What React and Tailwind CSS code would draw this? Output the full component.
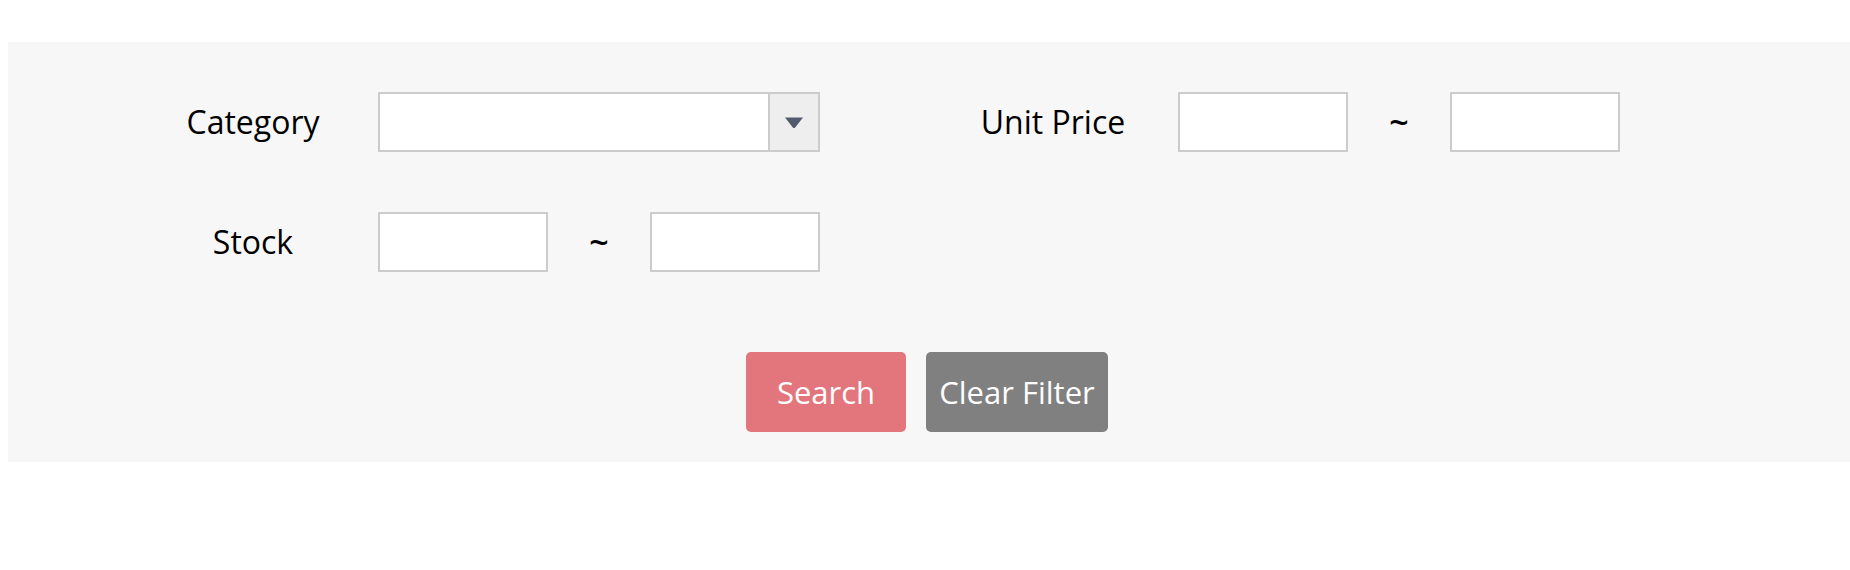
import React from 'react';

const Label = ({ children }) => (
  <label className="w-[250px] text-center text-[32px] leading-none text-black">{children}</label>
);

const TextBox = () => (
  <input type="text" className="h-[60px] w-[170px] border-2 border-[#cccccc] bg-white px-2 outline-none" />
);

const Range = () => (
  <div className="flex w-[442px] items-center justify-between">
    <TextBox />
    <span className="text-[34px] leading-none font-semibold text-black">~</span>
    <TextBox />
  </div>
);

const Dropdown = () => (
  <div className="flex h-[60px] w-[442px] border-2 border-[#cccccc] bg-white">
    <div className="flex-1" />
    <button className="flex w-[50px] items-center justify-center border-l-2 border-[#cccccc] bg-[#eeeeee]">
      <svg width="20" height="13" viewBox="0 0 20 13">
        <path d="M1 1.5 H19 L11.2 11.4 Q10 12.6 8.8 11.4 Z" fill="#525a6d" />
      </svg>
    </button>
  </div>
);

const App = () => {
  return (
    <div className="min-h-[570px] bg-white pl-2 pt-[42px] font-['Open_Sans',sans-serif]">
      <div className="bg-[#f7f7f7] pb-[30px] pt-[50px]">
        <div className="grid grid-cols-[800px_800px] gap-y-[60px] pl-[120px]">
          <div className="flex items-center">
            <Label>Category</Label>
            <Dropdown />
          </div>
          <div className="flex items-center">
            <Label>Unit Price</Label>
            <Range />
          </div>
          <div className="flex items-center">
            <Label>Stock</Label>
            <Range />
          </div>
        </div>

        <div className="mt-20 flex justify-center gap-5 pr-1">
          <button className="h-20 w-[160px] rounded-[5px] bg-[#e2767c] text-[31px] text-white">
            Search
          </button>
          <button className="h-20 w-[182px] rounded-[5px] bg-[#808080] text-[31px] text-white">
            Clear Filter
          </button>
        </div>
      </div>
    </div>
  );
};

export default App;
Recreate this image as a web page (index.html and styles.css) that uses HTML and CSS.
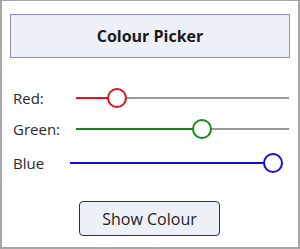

*To do*.
How many lines in these records hold the string "this"? Reply with the number alone.

*Answer below*.
2